The listing below begins with the first line you should copy; stop after the line containing "import React from", and drop every picture.

**** SUPPLIED INFORMATION

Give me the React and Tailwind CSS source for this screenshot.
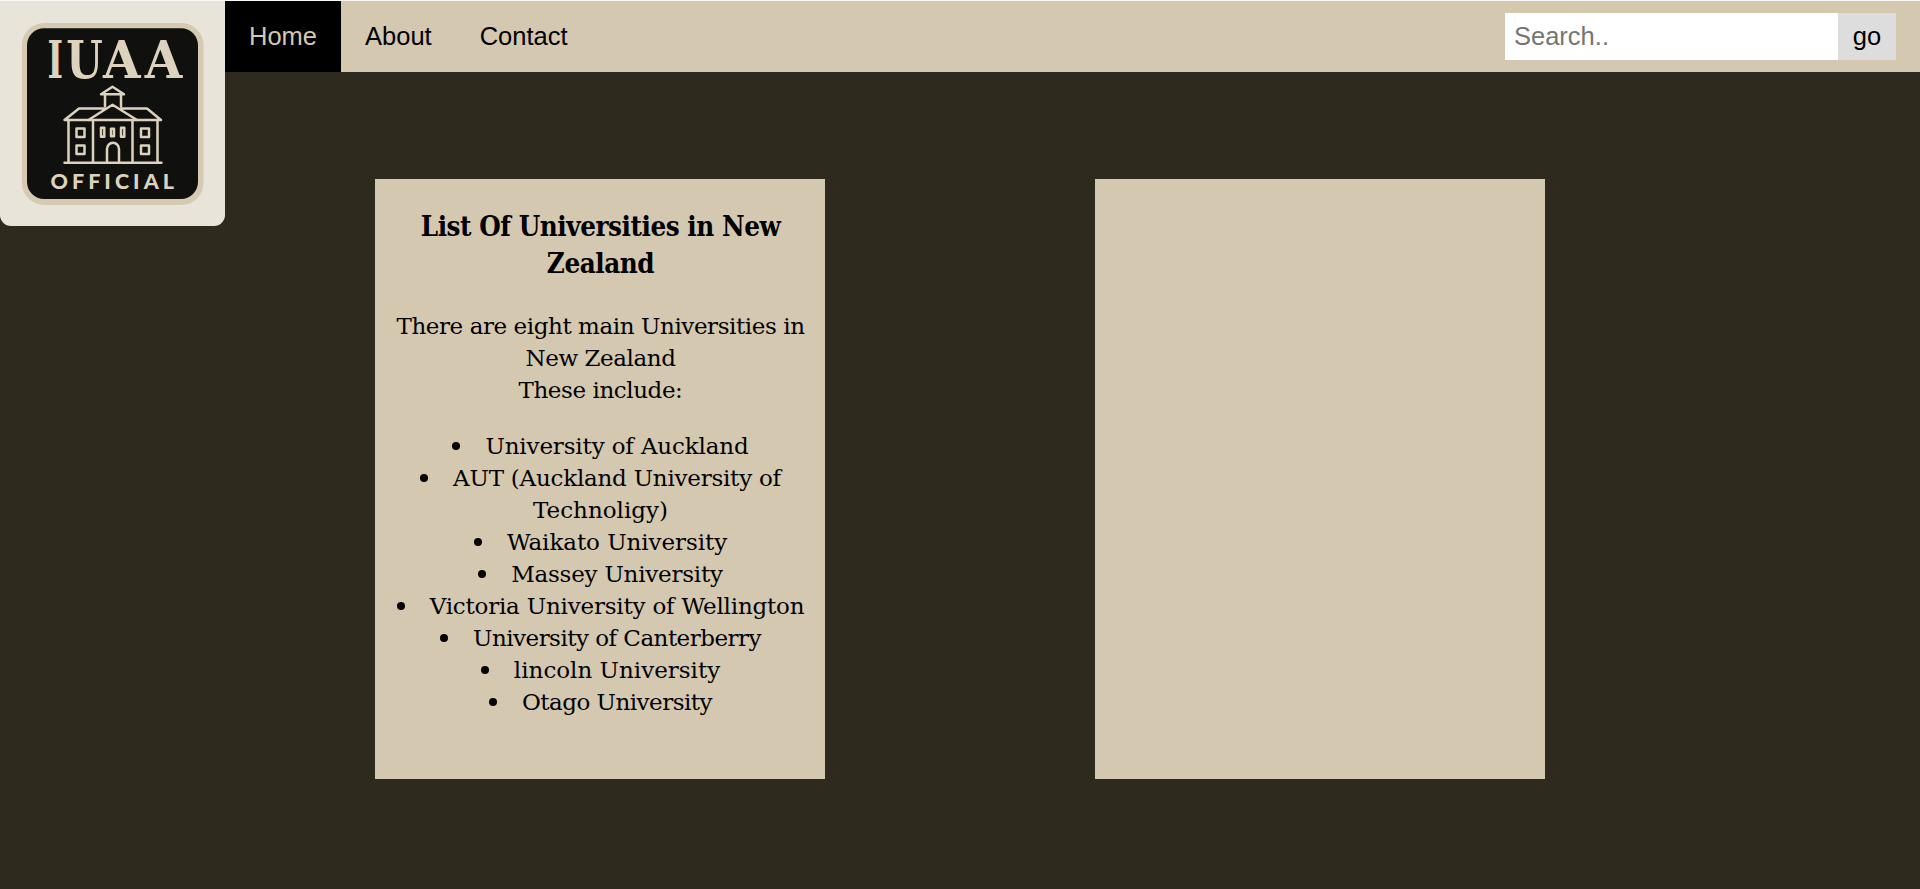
import React from "react";

function Logo() {
  return (
    <svg viewBox="0 1 225 225" className="block h-[225px] w-[225px] rounded-b-[11px] bg-[#e8e4da]">
      <rect x="22" y="23" width="181.5" height="182" rx="22" fill="#d6cab2" />
      <rect x="27" y="28.3" width="171" height="170.7" rx="17" fill="#10110f" />
      <g fill="#ddd2bd" fontFamily="'DejaVu Serif Condensed','DejaVu Serif',serif" fontWeight="700" fontSize="51.5">
        <text x="47.6" y="78.4" textLength="15.5" lengthAdjust="spacingAndGlyphs">I</text>
        <text x="66.3" y="78.4" textLength="36.500" lengthAdjust="spacingAndGlyphs">U</text>
        <text x="103" y="78.4" textLength="37.500" lengthAdjust="spacingAndGlyphs">A</text>
        <text x="144.7" y="78.4" textLength="37.500" lengthAdjust="spacingAndGlyphs">A</text>
      </g>
      <g transform="translate(0 -0.5)" fill="none" stroke="#ddd2bd" strokeWidth="2.5" strokeLinecap="round" strokeLinejoin="round">
        <path d="M101 94.8 112.5 87.3 124 94.8ZM105 95V107M121 95V107" />
        <path d="M104 109H79L64.5 120.500H88.500L112.500 105.300 137 120.500H161L147 109H121" />
        <path d="M88.500 120.500H137M68.500 120.500V162.800M157.500 120.500V162.800M93 120.500V162.800M132.500 120.500V162.800M64.500 163.300H161.500" />
        <path d="M107 162.500V149.800a6 6.500 0 0 1 12 0V162.500" />
        <path d="M76.500 129h8v8.500h-8zM76.500 146h8v8.500h-8zM141 129h8v8.500h-8zM141 146h8v8.500h-8z" />
        <path d="M101 128.300h3.300v9h-3.300zM111 129.300h3v7.500h-3zM121 128.300h3.300v9h-3.300z" />
      </g>
      <text x="50.5" y="188.700" fill="#ddd2bd" fontFamily="Lato, sans-serif" fontWeight="900" fontSize="21.5" textLength="123.500">OFFICIAL</text>
    </svg>
  );
}

const universities = [
  { lines: ["University of Auckland"], tracking: "tracking-[-0.15px]" },
  { lines: ["AUT (Auckland University of", "Technoligy)"], tracking: "tracking-[-0.23px]" },
  { lines: ["Waikato University"], tracking: "tracking-[-0.06px]" },
  { lines: ["Massey University"], tracking: "tracking-[-0.22px]" },
  { lines: ["Victoria University of Wellington"], tracking: "tracking-[-0.2px]" },
  { lines: ["University of Canterberry"], tracking: "tracking-[-0.52px]" },
  { lines: ["lincoln University"], tracking: "tracking-[0px]" },
  { lines: ["Otago University"], tracking: "tracking-[-0.52px]" },
];

function NavLink({ active, children }) {
  return (
    <a
      href="#"
      className={
        active
          ? "flex items-center bg-black px-6 text-[#d5c8b0]"
          : "flex items-center px-6 text-black"
      }
    >
      {children}
    </a>
  );
}

export default function App() {
  return (
    <div className="h-[889px] overflow-hidden border-t border-[#fbf9f6] bg-[#2e2a1d] text-black">
      <header className="flex h-[71px] items-start bg-[#d5c8b0] font-['Liberation_Sans',Arial,sans-serif] text-[25.5px]">
        <a href="#" className="relative z-10 shrink-0"><Logo /></a>
        <nav className="flex h-full">
          <NavLink active>Home</NavLink>
          <NavLink>About</NavLink>
          <NavLink>Contact</NavLink>
        </nav>
        <form className="ml-auto mr-6 mt-3 flex h-[47px]">
          <input
            type="text"
            placeholder="Search.."
            className="w-[333px] bg-white pl-[9px] outline-none placeholder:text-[#757575]"
          />
          <button type="button" className="w-[58px] bg-[#dddddd]">go</button>
        </form>
      </header>
      <main className="flex gap-[270px] pl-[375px] pt-[107px]">
        <section className="h-[600px] w-[450px] bg-[#d5c8b0] pt-[28.5px] pl-px text-center font-['DejaVu_Serif',serif] text-[23px] leading-8 whitespace-nowrap">
          <h2 className="font-['DejaVu_Serif_Condensed','DejaVu_Serif',serif] text-[27.5px] leading-[37px] font-bold tracking-[-0.45px]">
            List Of Universities in New
            <br />
            Zealand
          </h2>
          <p className="mt-7 tracking-[-0.42px]">
            There are eight main Universities in
            <br />
            New Zealand
            <br />
            These include:
          </p>
          <ul className="mt-6">
            {universities.map(({ lines, tracking }) => (
              <li key={lines[0]} className={tracking}>
                <div className="flex items-center justify-center">
                  <span className="mr-[25px] size-2 shrink-0 rounded-full bg-black" />
                  {lines[0]}
                </div>
                {lines[1] && <div className="tracking-[0px]">{lines[1]}</div>}
              </li>
            ))}
          </ul>
        </section>
        <section className="h-[600px] w-[450px] bg-[#d5c8b0]" />
      </main>
    </div>
  );
}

********

## FINISHED EXERCISE
Give me the React and Tailwind CSS source for this screenshot.
import React from "react";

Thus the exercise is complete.